Add Your Voice to CARE's Blog

Sona Bhan Bibi: Living on the Edge in a Flood

BAGHUTIA, Bangladesh (August 22, 2007) - Sona Bhan Bibi, 40, spends her days in a temporary shelter on a raised piece of road on the outskirts of Baghutia village in Bangladesh’s Chowhali Upazila in the Sirajganj district. A week ago, the water in the middle of the village was up to a grown man’s chest. It has subsided slightly, but hundreds of people from villages that disappeared in the flood are still living on the roadway, which was designed partly to be a flood barrier. Some flood affected families are beginning to return to their villages, but Sona Bhan Bibi has decided to stay where she is for the time being. Her caution makes sense. While water is receding in some of the flooded areas of Bangladesh, it is actually increasing in other areas, and the nearby Jumana River has been steadily rising above danger levels.

Click photo to view an enlarged version (William Dowell/CARE 2007)
Sona Bhan Bibi and 10 family members live inside this one room shelter. (William Dowell/CARE 2007)
When the floods first hit Bangladesh at the beginning of August, Sona Bhan Bibi was not particularly worried. Her house was relatively far from the river bank, and it was on a raised piece of land. It turned out that nearly everyone had underestimated the force of the floods, or how deeply the water would cut into what had previously seemed like solid land. Sona Bhan Bibi was wakened at 4 a.m. by a rushing sound and shouting. The ground beneath her bed suddenly became wet, and when she opened the door, water came rushing in. She began screaming for help. When she ran outside, there was pandemonium. Sona Bhan Bibi managed to get a boat to take her and her family to safety. A few grass mats that she saved from the side of her house, provided material to make a flimsy one-room shelter on the side of a raised road where she now lives with ten members of her family. Two weeks ago, she received a relief package of rice and some candles. Since then, she has been begging rice from other families camped out on the road. She and her family had breakfast in the morning. They won’t have lunch, and they are not sure of where supper, if any, will come from. Until a few days ago, they had been living on a small amount of rice that came in the first distribution of emergency relief. That temporary aid is coming to an end, and she has no idea of where she will get food in the future. Her son, 25, is looking for work, but there is no guarantee that he will find any in time.

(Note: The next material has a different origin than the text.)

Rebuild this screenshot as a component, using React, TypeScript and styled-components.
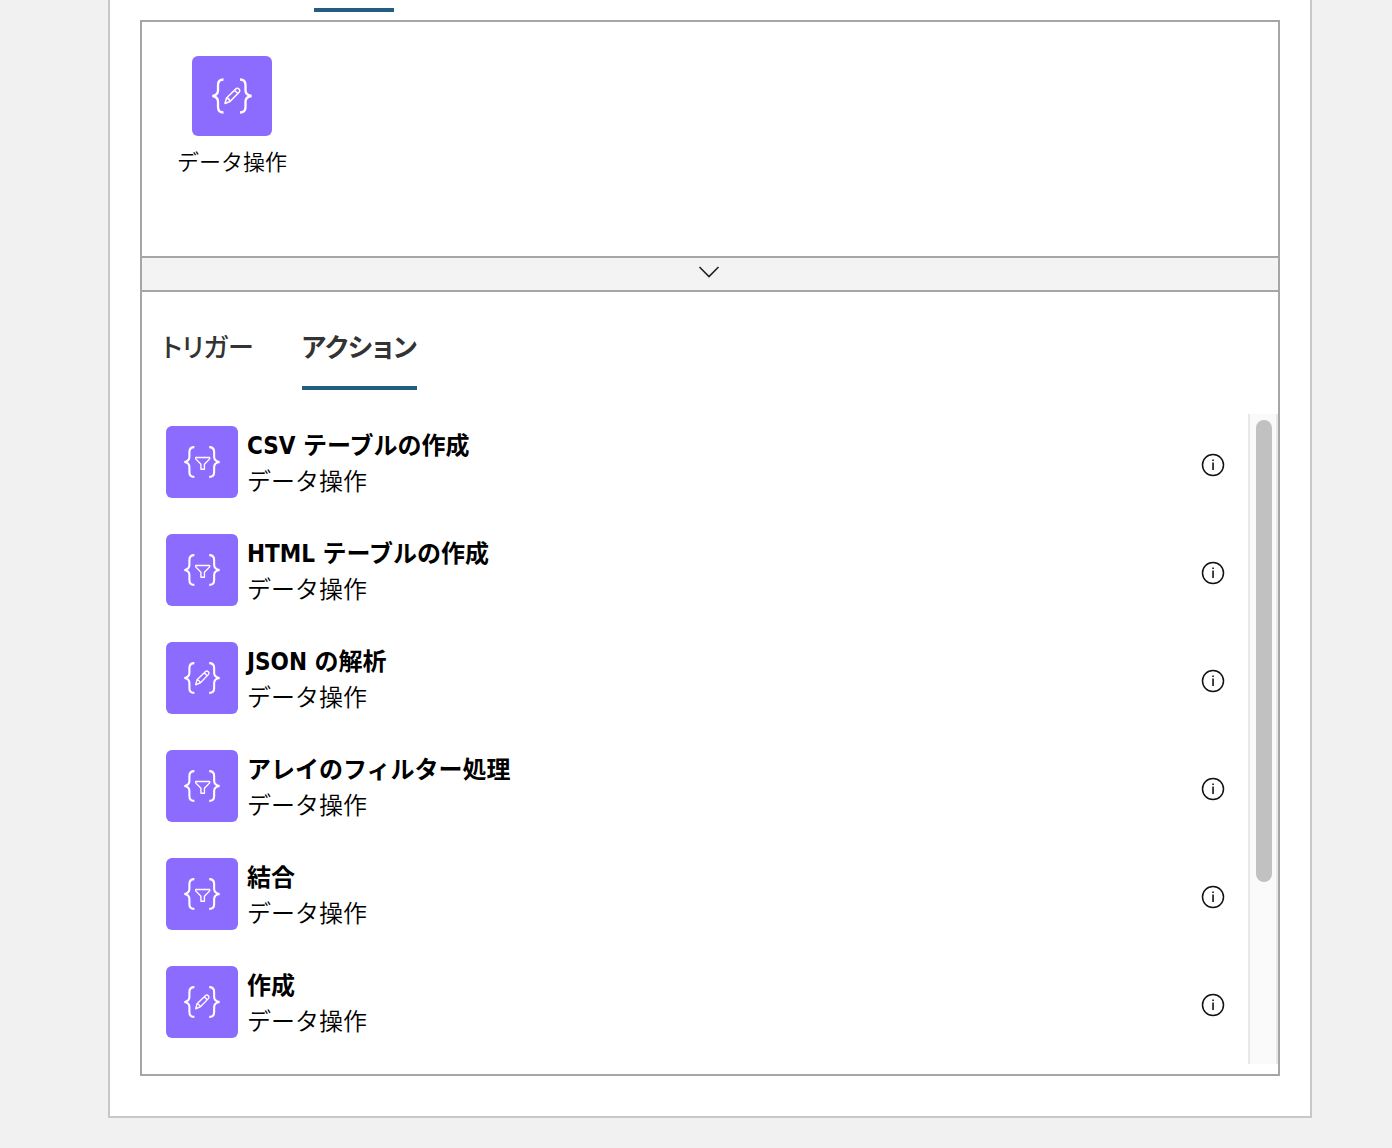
import React, { useState } from "react";
import styled, { createGlobalStyle } from "styled-components";

const GlobalStyle = createGlobalStyle`
  *, *::before, *::after { box-sizing: border-box; }
  body {
    margin: 0;
    background: #f1f1f1;
    color: #000;
    font-family: "DejaVu Sans Condensed", "Noto Sans CJK JP", sans-serif;
  }
  button {
    margin: 0;
    padding: 0;
    border: 0;
    background: none;
    color: inherit;
    font: inherit;
    cursor: pointer;
  }
`;

const Page = styled.div`
  padding: 0 80px 30px 108px;
`;

const Panel = styled.main`
  padding: 8px 30px 40px;
  border: 2px solid #c8c8c8;
  border-top: 0;
  background: #fff;
`;

const CategoryMarker = styled.div`
  width: 80px;
  height: 4px;
  margin: 0 0 8px 174px;
  background: #235d83;
`;

const Box = styled.section`
  border: 2px solid #a6a6a6;
`;

const Connectors = styled.div`
  display: flex;
  height: 234px;
  padding: 34px 30px;
`;

const Connector = styled.button`
  display: flex;
  flex-direction: column;
  align-items: center;
  align-self: flex-start;
  gap: 7px;
  width: 120px;
  font-family: "Noto Sans CJK JP", sans-serif;
  font-size: 22px;
  font-weight: 350;
  line-height: 34px;
  white-space: nowrap;
`;

const Tile = styled.span<{ $size: number }>`
  display: flex;
  flex: none;
  width: ${(p) => p.$size}px;
  height: ${(p) => p.$size}px;
  border-radius: 6px;
  background: #8c6cff;

  svg {
    width: 100%;
    height: 100%;
  }
`;

const ExpandBar = styled.button`
  display: flex;
  justify-content: center;
  align-items: center;
  width: 100%;
  height: 36px;
  padding: 0 2px 4px 0;
  border-top: 2px solid #a6a6a6;
  border-bottom: 2px solid #a6a6a6;
  background: #f3f3f3;
`;

const Tabs = styled.div`
  display: flex;
  gap: 48px;
  padding: 34px 20px 24px;
`;

const Tab = styled.button<{ $active: boolean }>`
  height: 64px;
  padding-bottom: 20px;
  border-bottom: 4px solid ${(p) => (p.$active ? "#235d83" : "transparent")};
  color: #333;
  font-family: "Noto Sans CJK JP", sans-serif;
  font-size: 26px;
  font-weight: ${(p) => (p.$active ? 700 : 500)};
  font-feature-settings: "palt";
  line-height: 40px;
`;

const ListArea = styled.div`
  display: flex;
  margin-bottom: 10px;
`;

const List = styled.ul`
  display: flex;
  flex: 1;
  flex-direction: column;
  gap: 34px;
  margin: 0;
  padding: 12px 23px 24px 24px;
  list-style: none;
`;

const Row = styled.li`
  display: flex;
  align-items: flex-start;
  gap: 9px;
`;

const RowText = styled.div`
  flex: 1;
  padding-top: 2px;
  font-size: 24px;
  line-height: 36px;
`;

const Title = styled.div`
  font-weight: 700;
`;

const Subtitle = styled.div`
  font-weight: 350;
`;

const InfoButton = styled.button`
  display: flex;
  align-self: center;
  padding-top: 4px;
`;

const Track = styled.div`
  width: 30px;
  padding: 6px;
  border: solid #e8e8e8;
  border-width: 0 2px;
  background: #fafafa;
`;

const Thumb = styled.div`
  width: 16px;
  height: 462px;
  border-radius: 8px;
  background: #c1c1c1;
`;

type Kind = "filter" | "pencil";

function DataIcon({ kind }: { kind: Kind }) {
  return (
    <svg viewBox="0 0 80 80" fill="none" stroke="#fff" aria-hidden="true">
      <path
        strokeWidth="2.300"
        d="M31.500 23.500Q26 23.500 26 29v5.500Q26 39 20.500 40Q26 41 26 45.500V51Q26 56.500 31.500 56.500M48 23.500Q53.500 23.500 53.500 29v5.500Q53.500 39 59.500 40Q53.500 41 53.500 45.500V51Q53.500 56.500 48 56.500"
      />
      {kind === "pencil" ? (
        <path
          strokeWidth="1.500"
          strokeLinejoin="round"
          d="M33 47.500l1.500-5.500L44 32.700q1.500-1.200 3 .300q1.500 1.500.300 3L38 45.500zM34.500 42q3 .500 3.500 3.500M42.500 34.200l3.300 3.300"
        />
      ) : (
        <path
          strokeWidth="1.500"
          strokeLinejoin="round"
          d="M33 35h15.500v1.500l-5.800 6v5.500h-3.900v-5.500l-5.800-6z"
        />
      )}
    </svg>
  );
}

function InfoIcon() {
  return (
    <svg width="24" height="24" viewBox="0 0 24 24" aria-hidden="true">
      <circle cx="12" cy="12" r="10.500" fill="none" stroke="#111" strokeWidth="1.500" />
      <path d="M11.200 6.500h1.700v1.500h-1.700zM11.200 9.500h1.700v7.500h-1.700z" fill="#222" />
    </svg>
  );
}

const actions: { title: string; kind: Kind }[] = [
  { title: "CSV テーブルの作成", kind: "filter" },
  { title: "HTML テーブルの作成", kind: "filter" },
  { title: "JSON の解析", kind: "pencil" },
  { title: "アレイのフィルター処理", kind: "filter" },
  { title: "結合", kind: "filter" },
  { title: "作成", kind: "pencil" },
];

const tabs = ["トリガー", "アクション"];

export default function App() {
  const [active, setActive] = useState("アクション");

  return (
    <>
      <GlobalStyle />
      <Page>
        <Panel>
          <CategoryMarker />
          <Box>
            <Connectors>
              <Connector type="button">
                <Tile $size={80}>
                  <DataIcon kind="pencil" />
                </Tile>
                データ操作
              </Connector>
            </Connectors>
            <ExpandBar type="button" aria-label="展開">
              <svg width="22" height="14" viewBox="0 0 22 14" aria-hidden="true">
                <path d="M1.500 2l9.500 9.500L20.500 2" fill="none" stroke="#222" strokeWidth="1.600" />
              </svg>
            </ExpandBar>
            <Tabs role="tablist">
              {tabs.map((name) => (
                <Tab
                  key={name}
                  type="button"
                  role="tab"
                  aria-selected={name === active}
                  $active={name === active}
                  onClick={() => setActive(name)}
                >
                  {name}
                </Tab>
              ))}
            </Tabs>
            <ListArea>
              <List>
                {actions.map((action) => (
                  <Row key={action.title}>
                    <Tile $size={72}>
                      <DataIcon kind={action.kind} />
                    </Tile>
                    <RowText>
                      <Title>{action.title}</Title>
                      <Subtitle>データ操作</Subtitle>
                    </RowText>
                    <InfoButton type="button" aria-label="詳細">
                      <InfoIcon />
                    </InfoButton>
                  </Row>
                ))}
              </List>
              <Track>
                <Thumb />
              </Track>
            </ListArea>
          </Box>
        </Panel>
      </Page>
    </>
  );
}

Click photo to view an enlarged version (William Dowell/CARE 2007)
Women are particularly vulnerable when disaster strikes. (William Dowell/CARE 2007)
Like thousands of others who were most affected by the floods in Bangladesh, Sona Bhan Bibi lived in the chars, islands that form spontaneously in the middle of the giant river deltas. Open land is scarce in Bangladesh, but it is possible to live on the chars without owning land, and when they are not underwater, the chars can be extraordinarily fertile farmland. The reason that the land is available is that the chars are frequently submerged during the monsoon season. To understand why flooding in the chars is so terrifying, it is only necessary to take a quick look at the Jumana River. In the flood conditions that are taking place now, the river is easily three to four miles across. If a flood suddenly covers the island, you can find yourself having to swim miles to the nearest shore. Near Baghutia, five entire villages were swept away completely by the flood, leaving no trace behind them. It is impossible to return to them. The river has taken the land that they were on. People in Bangladesh have nicknamed the Jamuna, the river that dances. In the current floods, the river opened new channels that never existed before, and in some places it shaved up to 500 meters off the shoreline, washing away all the villages that had been built there.

Despite the risks, Sona Bhan Bibi will very likely move back to the chars. The chairman of Baghutia’s village committee says that there is no free land for her to live where she is now, and literally nowhere else for her to go. The question is how she will manage to eat and to feed her large extended family. CARE and other humanitarian organizations are trying to provide seeds to get families up and farming again, and they also want to provide work for cash to enable people who have lost almost everything to buy food. In addition CARE is sending medical teams to villages that are too far away to reach a doctor. But the amount of help that is available depends directly on donations. With so many crises competing for world attention, it is relatively for a widow like Sona Bhan Bibi, to be overlooked. CARE is trying to see that that does not happen.